Renault będzie produkować elektryczne samochody Forda w swojej fabryce na połnocy Francji, w Douai. Francuski producent samochodów Renault Group i amerykański Ford nawiązali współpracę mającą na celu opracowanie dwóch samochodów elektrycznych marki Ford na platformie Renault.

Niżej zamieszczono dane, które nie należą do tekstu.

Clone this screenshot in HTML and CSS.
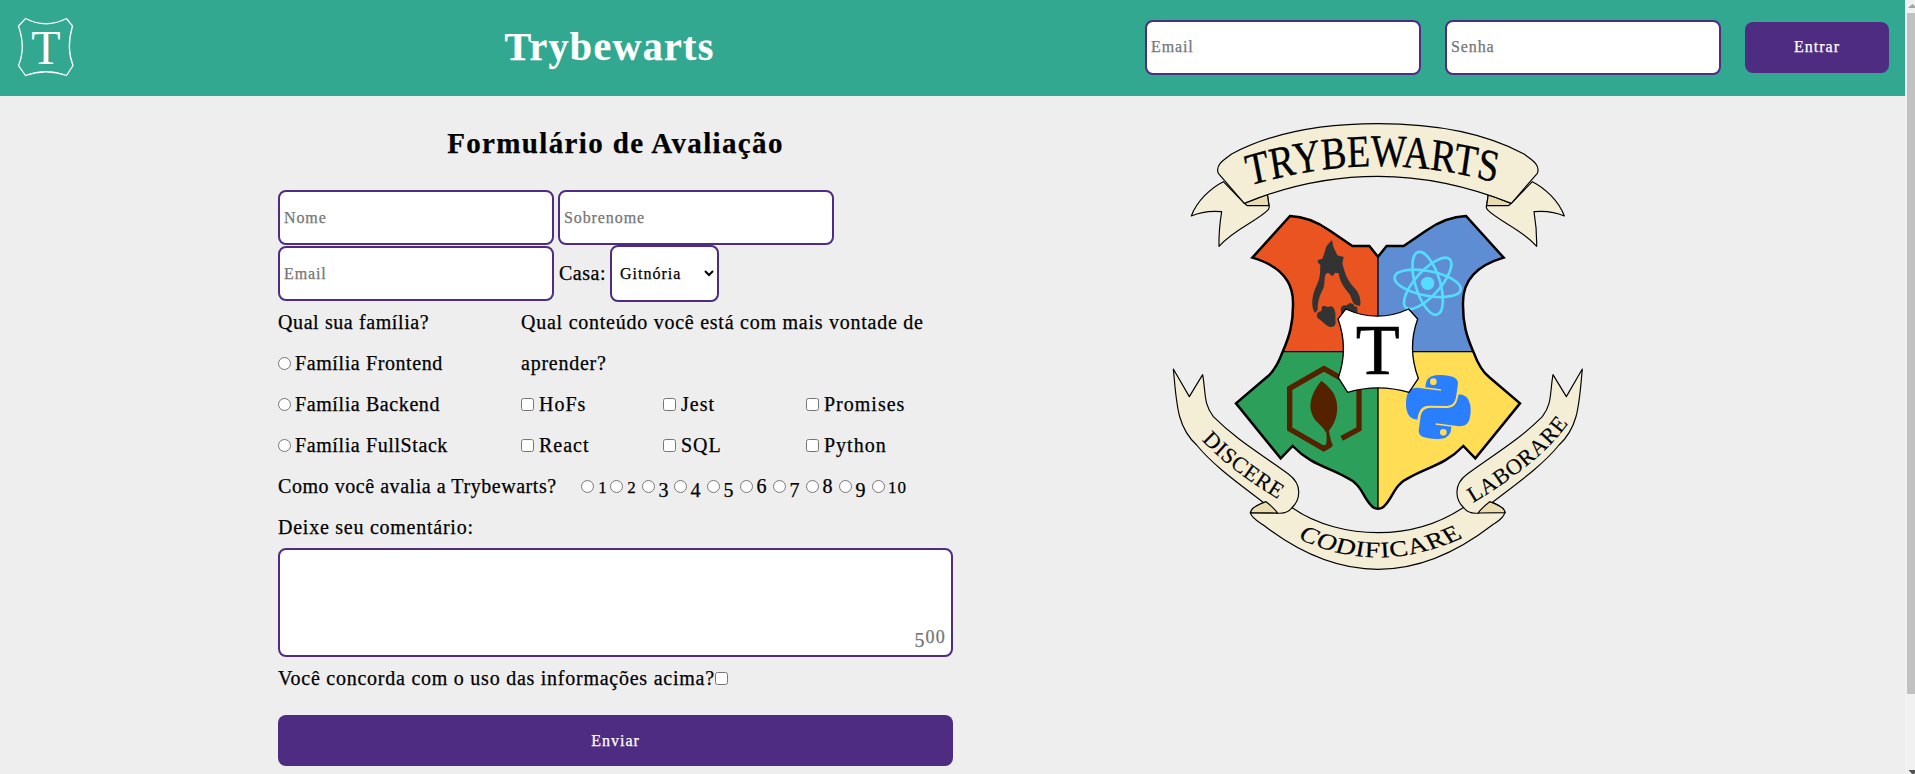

Porozumienie podpisano 8 grudnia.
Obie grupy podpisały list intencyjny w sprawie współpracy w sektorze lekkich pojazdów użytkowych w Europie. „Grupa Renault z dumą ogłasza nowe strategiczne partnerstwo z Fordem, kultowym producentem samochodów ” – oświadczył François Provost, dyrektor generalny Grupy Renault i dodał, że „w dłuższej perspektywie połączenie naszych atutów z Fordem sprawi, że będziemy bardziej innowacyjni i elastyczni na dynamicznie zmieniającym się europejskim rynku motoryzacyjnym”.
Renault miało do tej pory nie najlepsze doświadczenia z „partnerstwem” z Nissanem i chińskim „Geely”. Teraz nawiązują współpracę z Amerykanami. Ford chce odzyskać pozycję w Europie, a Renault ma pewne problemy z produkcją „elektryków” i konkurencją samochodów z Chin.
Stellantis powoli wycofał się z produkcji samochodów elektrycznych. Słabnący popyt spowodował, że niemal wszyscy producenci, w tym Renault, rewidują swoje plany i rozważają przyszłość w postaci wersji hybrydowych. Sprzedaż aut pod marką Renault w Europie miała być w 100% elektryczna do 2030 roku.
Realia rynku motoryzacyjnego zrobiły swoje i zrewidowały plany wielu firm. Np. nowy Fiat 500, początkowo dostępny wyłącznie jako samochód elektryczny, powróci w wersji spalinowej już w 2026 roku. Firmy europejskie oczekują na rewizję planów KE w kwestii „elektryfikacji” (zaplanowaną na 10 grudnia), ale palą i ogarek diabłu, czego przykładem jest współpraca Renault i Forda.